Ceecee shrugged. “I dunno. That’s just what she said.” She kept her eyes peeled, scanning the road around them. “Where do you think they went?”

“They’re not criminal masterminds, and the island isn’t that big, so I think we can find out.” He pressed a few buttons on the console until his phone rang through the system to connect to the station.

Teri answered on the second ring. “Sheriff?”

“You know Daphne’s grandmother and her two friends?”

“Sure,” Teri answered.

“Where do they live?”

“Mabel lives up on the north end with Claude and Helen Davis. Harry and Greta are neighbors. They share a duplex on Fourteenth Street.”

“You know the addresses?”

“I’ll find ’em,” she said. “Something wrong?”

“No, just checking up on them.”

“Roger,” the woman said. “I’ll send the addresses through shortly.”

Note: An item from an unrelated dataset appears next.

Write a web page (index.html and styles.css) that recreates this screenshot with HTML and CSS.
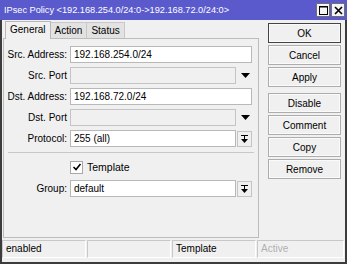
FILE: index.html
```html
<!DOCTYPE html>
<html>
<head>
    <title>IPsec Policy</title>
    <link rel="stylesheet" href="styles.css">
</head>
<body>
    <div class="window">
        <div class="titlebar">
            <span class="title">IPsec Policy &lt;192.168.254.0/24:0-&gt;192.168.72.0/24:0&gt;</span>
            <div class="winbtns">
                <span class="winbtn"><svg width="11" height="11" viewBox="0 0 11 11"><rect x="1.5" y="1.5" width="8" height="8" fill="none" stroke="#000" stroke-width="1"/><line x1="1" y1="2" x2="10" y2="2" stroke="#000" stroke-width="1"/></svg></span>
                <span class="winbtn"><svg width="11" height="11" viewBox="0 0 11 11"><path d="M2 2 L9 9 M9 2 L2 9" stroke="#000" stroke-width="1.6"/></svg></span>
            </div>
        </div>

        <div class="content">
            <div class="main">
                <div class="tabs">
                    <span class="tab active">General</span>
                    <span class="tab">Action</span>
                    <span class="tab">Status</span>
                </div>
                <div class="panel">
                    <div class="row">
                        <label>Src. Address:</label>
                        <div class="field wide">192.168.254.0/24</div>
                    </div>
                    <div class="row">
                        <label>Src. Port</label>
                        <div class="field off"></div>
                        <span class="arrow"><svg width="9" height="5" viewBox="0 0 9 5"><path d="M0 0 L9 0 L4.5 5 Z" fill="#000"/></svg></span>
                    </div>
                    <div class="row">
                        <label>Dst. Address:</label>
                        <div class="field wide">192.168.72.0/24</div>
                    </div>
                    <div class="row">
                        <label>Dst. Port</label>
                        <div class="field off"></div>
                        <span class="arrow"><svg width="9" height="5" viewBox="0 0 9 5"><path d="M0 0 L9 0 L4.5 5 Z" fill="#000"/></svg></span>
                    </div>
                    <div class="row">
                        <label>Protocol:</label>
                        <div class="field">255 (all)</div>
                        <span class="dropbtn"><svg width="9" height="10" viewBox="0 0 9 10"><line x1="1" y1="1.5" x2="8" y2="1.5" stroke="#000"/><line x1="4.5" y1="2" x2="4.5" y2="6" stroke="#000"/><path d="M1 5 L8 5 L4.5 9 Z" fill="#000"/></svg></span>
                    </div>

                    <div class="sep"></div>

                    <div class="row check-row">
                        <label></label>
                        <span class="checkbox"><svg width="10" height="10" viewBox="0 0 10 10"><path d="M1.5 5 L4 7.5 L8.5 2" fill="none" stroke="#000" stroke-width="1.6"/></svg></span>
                        <span class="check-label">Template</span>
                    </div>
                    <div class="row">
                        <label>Group:</label>
                        <div class="field">default</div>
                        <span class="dropbtn"><svg width="9" height="10" viewBox="0 0 9 10"><line x1="1" y1="1.5" x2="8" y2="1.5" stroke="#000"/><line x1="4.5" y1="2" x2="4.5" y2="6" stroke="#000"/><path d="M1 5 L8 5 L4.5 9 Z" fill="#000"/></svg></span>
                    </div>
                </div>
            </div>

            <div class="buttons">
                <button class="btn default">OK</button>
                <button class="btn">Cancel</button>
                <button class="btn">Apply</button>
                <button class="btn spaced">Disable</button>
                <button class="btn">Comment</button>
                <button class="btn">Copy</button>
                <button class="btn">Remove</button>
            </div>
        </div>

        <div class="statusbar">
            <span class="cell">enabled</span>
            <span class="cell"></span>
            <span class="cell">Template</span>
            <span class="cell dim">Active</span>
        </div>
    </div>
</body>
</html>
```

FILE: styles.css
```css
* { box-sizing: border-box; }
body { margin: 0; background: #f0f0f0; font-family: "Liberation Sans", Arial, sans-serif; font-size: 10px; color: #000; }
.window { width: 347px; height: 264px; background: #f0f0f0; border: 2px solid #3c3c3c; border-top: none; display: flex; flex-direction: column; }

.titlebar { height: 20px; margin: 0 -2px; background: #5a5acc; color: #fff; display: flex; align-items: center; justify-content: space-between; padding: 0 2px 0 4px; }
.title { font-size: 9.2px; white-space: nowrap; }
.winbtns { display: flex; gap: 1px; }
.winbtn { width: 14px; height: 14px; background: #f4f4f4; border: 1px solid #707070; display: flex; align-items: center; justify-content: center; }

.content { height: 218px; display: flex; gap: 9px; }
.main { width: 256px; margin-left: 1px; display: flex; flex-direction: column; }

.tabs { height: 18px; display: flex; align-items: flex-end; padding-left: 2px; }
.tab { height: 16px; padding: 0 4px; line-height: 15px; background: #e2e2e2; border: 1px solid #c8c8c8; border-bottom: none; margin-right: -1px; }
.tab.active { height: 18px; line-height: 16px; background: #f0f0f0; border-color: #b8b8b8; position: relative; z-index: 1; margin-bottom: -1px; }

.panel { flex: 1; border: 1px solid #bcbcbc; padding: 7px 0 0 0; display: flex; flex-direction: column; gap: 4px; }
.row { height: 17px; display: flex; align-items: center; }
.row label { width: 64px; text-align: right; padding-right: 1px; margin-right: 2px; white-space: nowrap; }
.field { width: 166px; height: 17px; background: #fff; border: 1px solid #b8b8b8; line-height: 15px; padding-left: 3px; }
.field.wide { width: 182px; }
.field.off { background: #f0f0f0; border-color: #c4c4c4; }
.arrow { width: 16px; display: flex; justify-content: center; padding-left: 2px; }
.dropbtn { width: 15px; height: 16px; margin-left: 1px; border: 1px solid #c4c4c4; display: flex; align-items: center; justify-content: center; }

.sep { height: 1px; background: #c8c8c8; margin: 1px 4px 3px 4px; }
.check-row { height: 14px; margin-bottom: 2px; }
.checkbox { width: 13px; height: 13px; border: 1px solid #a8a8a8; background: #fff; display: flex; align-items: center; justify-content: center; }
.check-label { margin-left: 4px; font-size: 10.5px; }

.buttons { width: 73px; padding-top: 3px; display: flex; flex-direction: column; gap: 2px; }
.btn { height: 20px; font: inherit; font-size: 10px; background: #f0f0f0; border: 1px solid #adadad; outline: 1px solid #fafafa; outline-offset: -2px; padding: 0; }
.btn.default { border-color: #444; }
.btn.spaced { margin-top: 4px; }

.statusbar { height: 18px; margin-top: 2px; display: grid; grid-template-columns: 85px 85px 85px 1fr; gap: 0; }
.cell { border: 1px solid #c8c8c8; border-right-color: #fff; border-bottom-color: #fff; line-height: 16px; padding-left: 3px; margin-right: 1px; }
.cell.dim { color: #b0b0b0; }
```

Calvin waited for Teri’s message as he headed toward Fourteenth Street. Once the address came through, he parked in the duplex’s leftmost drive, gave Ceecee a stern look as she lowered the window with an impish look on her face, then headed up the path to knock on the door.

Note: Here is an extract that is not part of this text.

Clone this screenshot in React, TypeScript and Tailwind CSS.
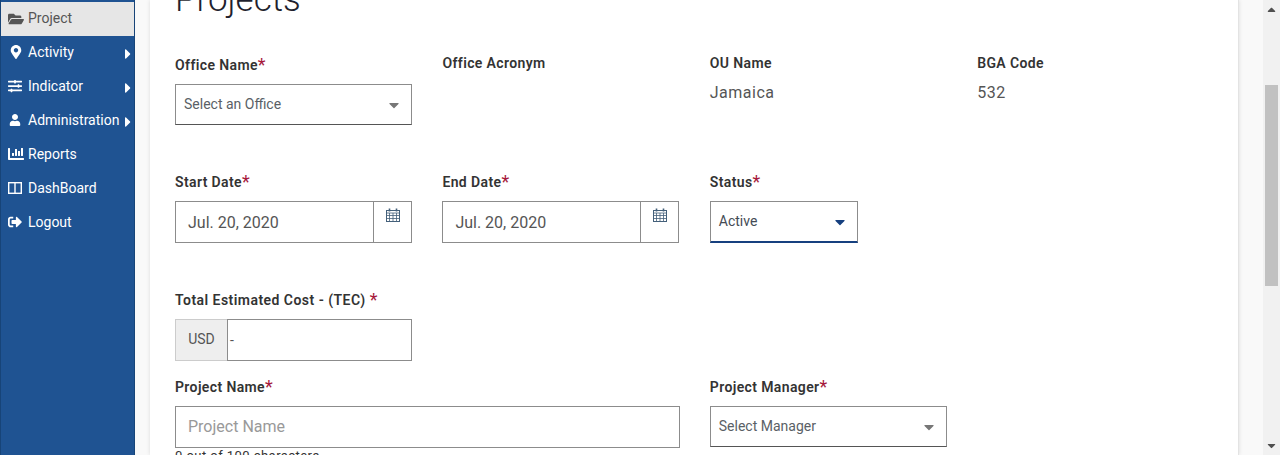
import { ReactNode } from "react";
import {
  FaCaretDown,
  FaCaretRight,
  FaCaretUp,
  FaChartBar,
  FaFolderOpen,
  FaMapMarkerAlt,
  FaSignOutAlt,
  FaSlidersH,
  FaUser,
} from "react-icons/fa";

const SplitIcon = () => (
  <svg width="14" height="12" viewBox="0 0 14 12" fill="none" stroke="currentColor" strokeWidth="1.4">
    <rect x="0.7" y="0.7" width="12.6" height="10.6" />
    <path d="M7 1v10" />
  </svg>
);

const CalendarIcon = () => (
  <svg width="14" height="14" viewBox="0 0 14 14" fill="none" stroke="currentColor" strokeWidth="1">
    <rect x="0.5" y="2.5" width="13" height="11" />
    <path d="M0.5 5h13M0.5 7.5h13M0.5 10.5h13M3.5 5v8M7 5v8M10.5 5v8" strokeWidth="0.8" />
    <path d="M3.5 0.5v3M10.5 0.5v3" strokeWidth="1.6" />
  </svg>
);

const MENU = [
  { name: "Activity", icon: <FaMapMarkerAlt size={14} className="ml-[1px]" />, more: true },
  { name: "Indicator", icon: <FaSlidersH size={14} />, more: true },
  { name: "Administration", icon: <FaUser size={12} className="ml-[1px]" />, more: true },
  { name: "Reports", icon: <FaChartBar size={16} />, more: false },
  { name: "DashBoard", icon: <SplitIcon />, more: false },
  { name: "Logout", icon: <FaSignOutAlt size={14} />, more: false },
];

const Label = ({ children, star = true, spaced = false }: { children: ReactNode; star?: boolean; spaced?: boolean }) => (
  <div className={`flex h-5 items-center text-[14px] font-semibold text-[#333333] ${spaced ? "tracking-[0.46px]" : "tracking-[0.38px]"}`}>
    <span>{children}</span>
    {star && <span className={`mt-[-2px] text-[18px] font-normal text-[#a6193c] ${spaced ? "ml-1" : ""}`}>*</span>}
  </div>
);

const SelectBox = ({ text, width }: { text: string; width: string }) => (
  <div className={`mt-[9px] flex h-[41px] items-center justify-between border border-[#8c8c8c] border-b-[#555555] pl-2 pr-[9px] text-[14px] text-[#5a5f66] ${width}`}>
    <span>{text}</span>
    <FaCaretDown size={16} className="text-[#777777]" />
  </div>
);

const DateBox = ({ value }: { value: string }) => (
  <div className="mt-[9px] flex h-[42px] w-[237px] border border-[#8c8c8c]">
    <div className="flex flex-1 items-center pl-3 pt-[2px] text-[16px] text-[#555555]">{value}</div>
    <div className="flex w-[38px] justify-center border-l border-[#8c8c8c] pt-[6px] text-[#44607a]">
      <CalendarIcon />
    </div>
  </div>
);

export default function App() {
  return (
    <div className="flex h-[455px] w-[1280px] overflow-hidden bg-[#f9f9f9] font-['Roboto',sans-serif]">
      <aside className="h-full w-[135px] shrink-0 border-l border-r border-[#174478] bg-[#1f5392] pt-[2px] text-[14px] text-white">
        <div className="flex h-[34px] items-center bg-[#e6e6e6] pb-[1px] pl-[7px] text-[#555555]">
          <span className="w-[20px]"><FaFolderOpen size={16} /></span>
          <span>Project</span>
        </div>
        {MENU.map((item) => (
          <div key={item.name} className="relative flex h-[34px] items-center pb-[2px] pl-[7px]">
            <span className="flex w-[20px]">{item.icon}</span>
            <span>{item.name}</span>
            {item.more && <FaCaretRight size={16} className="absolute right-[-2px] top-[10px]" />}
          </div>
        ))}
      </aside>

      <main className="ml-[15px] h-full w-[1089px] shrink-0 border-r border-[#e3e3e3] bg-white pl-[25px] shadow-[0_0_4px_rgba(0,0,0,0.12)]">
        <h1 className="mt-[-20px] h-[75px] text-[35px] font-light leading-[40px] text-[#1f1f2e]">Projects</h1>

        <div className="grid h-[117px] grid-cols-[267.4px_267.4px_267.4px_auto]">
          <div>
            <Label>Office Name</Label>
            <SelectBox text="Select an Office" width="w-[237px]" />
          </div>
          <div className="mt-[-2px]"><Label star={false}>Office Acronym</Label></div>
          <div className="mt-[-2px]">
            <Label star={false}>OU Name</Label>
            <div className="mt-[8px] text-[16px] tracking-[0.5px] text-[#555555]">Jamaica</div>
          </div>
          <div className="mt-[-2px]">
            <Label star={false}>BGA Code</Label>
            <div className="mt-[8px] text-[16px] tracking-[0.5px] text-[#555555]">532</div>
          </div>
        </div>

        <div className="grid h-[118px] grid-cols-[267.4px_267.4px_auto]">
          <div>
            <Label>Start Date</Label>
            <DateBox value="Jul. 20, 2020" />
          </div>
          <div>
            <Label>End Date</Label>
            <DateBox value="Jul. 20, 2020" />
          </div>
          <div>
            <Label>Status</Label>
            <div className="mt-[9px] flex h-[42px] w-[148px] items-center justify-between border border-[#8c8c8c] border-b-2 border-b-[#16407f] pl-2 pr-[9px] text-[14px] text-[#444b55]">
              <span>Active</span>
              <FaCaretDown size={16} className="text-[#16407f]" />
            </div>
          </div>
        </div>

        <div className="h-[87px]">
          <Label spaced>Total Estimated Cost - (TEC)</Label>
          <div className="mt-[9px] flex h-[42px] w-[237px]">
            <div className="flex w-[52px] items-center justify-center border border-r-0 border-[#cccccc] bg-[#eeeeee] pb-[2px] text-[14px] text-[#555555]">USD</div>
            <div className="flex flex-1 items-center border border-[#8c8c8c] pl-[2px] text-[14px] text-[#555555]">-</div>
          </div>
        </div>

        <div className="grid grid-cols-[534.8px_auto]">
          <div>
            <Label>Project Name</Label>
            <div className="mt-[9px] flex h-[42px] w-[505px] items-center border border-[#8c8c8c] pl-3 text-[16px] text-[#999999]">Project Name</div>
            <div className="text-[13px] leading-[16px] tracking-[0.45px] text-[#333333]">0 out of 100 characters</div>
          </div>
          <div>
            <Label>Project Manager</Label>
            <SelectBox text="Select Manager" width="w-[237px]" />
          </div>
        </div>
      </main>

      <div className="relative ml-auto flex h-full w-[17px] shrink-0 flex-col items-center justify-between bg-[#f1f1f1] text-[#505050]">
        <FaCaretUp size={13} className="mt-[3px]" />
        <div className="absolute left-[2px] top-[85px] h-[201px] w-[13px] bg-[#c1c1c1]" />
        <FaCaretDown size={13} className="mb-[3px]" />
      </div>
    </div>
  );
}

There was no answer on either side of the duplex. A neighbor poked her head out.

“Something wrong, Sheriff?”

“I’m looking for Greta and Harry,” he called over the hedge.

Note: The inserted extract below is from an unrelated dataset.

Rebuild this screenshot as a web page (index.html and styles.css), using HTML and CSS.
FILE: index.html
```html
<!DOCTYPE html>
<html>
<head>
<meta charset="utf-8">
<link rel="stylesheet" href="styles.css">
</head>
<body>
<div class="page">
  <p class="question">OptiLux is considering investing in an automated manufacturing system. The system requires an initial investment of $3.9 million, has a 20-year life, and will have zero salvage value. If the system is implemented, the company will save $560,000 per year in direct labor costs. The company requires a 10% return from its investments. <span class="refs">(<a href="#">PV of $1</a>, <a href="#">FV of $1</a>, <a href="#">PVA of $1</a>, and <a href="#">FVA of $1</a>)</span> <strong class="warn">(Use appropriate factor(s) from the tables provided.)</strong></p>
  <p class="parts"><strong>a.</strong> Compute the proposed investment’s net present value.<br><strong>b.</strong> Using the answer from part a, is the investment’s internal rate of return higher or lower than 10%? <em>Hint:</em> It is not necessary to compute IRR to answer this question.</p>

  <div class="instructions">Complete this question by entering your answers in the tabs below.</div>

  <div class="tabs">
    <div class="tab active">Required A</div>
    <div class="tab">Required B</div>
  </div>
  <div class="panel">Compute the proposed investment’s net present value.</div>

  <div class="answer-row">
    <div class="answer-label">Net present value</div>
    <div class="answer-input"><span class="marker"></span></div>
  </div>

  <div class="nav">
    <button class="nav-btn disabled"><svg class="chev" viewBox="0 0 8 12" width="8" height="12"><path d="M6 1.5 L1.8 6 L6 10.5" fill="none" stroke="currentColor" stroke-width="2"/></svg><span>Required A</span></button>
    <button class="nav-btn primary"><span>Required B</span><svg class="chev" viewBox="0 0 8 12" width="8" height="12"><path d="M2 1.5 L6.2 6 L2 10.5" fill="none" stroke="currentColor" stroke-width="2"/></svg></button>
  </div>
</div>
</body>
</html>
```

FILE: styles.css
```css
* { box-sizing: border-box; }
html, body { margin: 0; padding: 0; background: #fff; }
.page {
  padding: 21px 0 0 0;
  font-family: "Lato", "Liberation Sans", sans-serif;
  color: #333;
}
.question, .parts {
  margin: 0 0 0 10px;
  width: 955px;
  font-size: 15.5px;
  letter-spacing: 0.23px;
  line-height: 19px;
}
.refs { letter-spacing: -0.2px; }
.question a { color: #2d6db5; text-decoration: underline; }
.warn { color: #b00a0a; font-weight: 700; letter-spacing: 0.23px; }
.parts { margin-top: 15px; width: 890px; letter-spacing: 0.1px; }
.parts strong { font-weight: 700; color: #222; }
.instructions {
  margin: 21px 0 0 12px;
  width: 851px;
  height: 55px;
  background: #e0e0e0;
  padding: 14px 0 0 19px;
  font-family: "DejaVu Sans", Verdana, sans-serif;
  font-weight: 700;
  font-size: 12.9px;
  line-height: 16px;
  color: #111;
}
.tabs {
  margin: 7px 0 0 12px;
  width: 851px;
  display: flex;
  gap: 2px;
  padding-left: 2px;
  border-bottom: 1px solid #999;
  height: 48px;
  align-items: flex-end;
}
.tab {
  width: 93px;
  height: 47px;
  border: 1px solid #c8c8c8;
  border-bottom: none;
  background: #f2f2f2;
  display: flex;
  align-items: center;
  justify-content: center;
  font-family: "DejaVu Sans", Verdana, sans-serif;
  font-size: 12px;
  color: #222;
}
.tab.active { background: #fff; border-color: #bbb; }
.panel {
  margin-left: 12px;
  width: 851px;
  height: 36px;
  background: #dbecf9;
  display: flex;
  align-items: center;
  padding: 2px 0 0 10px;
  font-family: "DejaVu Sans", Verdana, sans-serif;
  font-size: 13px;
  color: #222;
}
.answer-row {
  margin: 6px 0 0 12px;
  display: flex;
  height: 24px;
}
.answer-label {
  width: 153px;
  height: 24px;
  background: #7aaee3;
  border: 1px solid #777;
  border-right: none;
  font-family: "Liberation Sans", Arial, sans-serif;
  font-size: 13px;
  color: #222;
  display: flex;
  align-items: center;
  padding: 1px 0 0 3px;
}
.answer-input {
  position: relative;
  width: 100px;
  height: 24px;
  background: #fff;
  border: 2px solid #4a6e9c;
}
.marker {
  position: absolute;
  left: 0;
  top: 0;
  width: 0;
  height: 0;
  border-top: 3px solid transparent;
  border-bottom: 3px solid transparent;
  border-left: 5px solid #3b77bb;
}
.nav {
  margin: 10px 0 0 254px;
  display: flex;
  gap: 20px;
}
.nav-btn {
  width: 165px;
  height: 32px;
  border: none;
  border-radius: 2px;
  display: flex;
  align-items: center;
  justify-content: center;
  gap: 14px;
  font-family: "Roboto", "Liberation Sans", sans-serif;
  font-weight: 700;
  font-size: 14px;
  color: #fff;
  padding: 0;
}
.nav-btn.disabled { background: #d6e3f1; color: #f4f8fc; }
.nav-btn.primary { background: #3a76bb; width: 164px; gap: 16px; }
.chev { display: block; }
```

“Haven’t seen either of them since this morning. They were heading to the Sunrise Diner for breakfast.”

And after breakfast, they’d hung around his mother’s house. Which meant there was only one more place they could be.

“Thanks,” he said, and got back in his truck.

“We’re heading to the north end?” Ceecee asked, following the direction of Calvin’s thoughts.

He reversed out of the driveway. “We’re heading to the north end,” he confirmed.

“This is so much fun,” Ceecee proclaimed. “But what if they’re not at Mabel’s house? Where will we go?”

“We’ll do exactly what they were trying to do to us, kid,” he said, grinning. “Stake ’em out and wait until we get some answers.”

Chapter 16

Daphne’s head ached. As they pulled up outside her parents’ house, she barely heard the chatter from the three older ladies as she unclipped her seat belt and slid out of the car.

What a pointless exercise that stakeout had been. All she’d accomplished was being found out by the one man who couldn’t know anything about this stupid scheme.

She’d be better off sticking to accounting. Clearly Daphne wasn’t cut out for the high-risk lifestyle of stealing back decades-old cast-iron pots with the help of three geriatrics of dubious sanity.

“We’ll have to go again and get a look at the backyard. I wonder if they have cameras,” Mabel mused as she made her way to the door. “Do we know any hackers?”

“They definitely have cameras,” Harry said, thumping after Mabel onto the porch. “Rich people love cameras.”

“Maybe we can find a hacker on the dark web,” Greta suggested. “My granddaughter said that’s where all the criminals hang out.”

Daphne rolled her eyes up to the sky and prayed for patience. “We don’t need to hack any cameras,” she said. “I just need to get in there, find an excuse to wander away from the party, and then look through the cupboards until I find the pot.”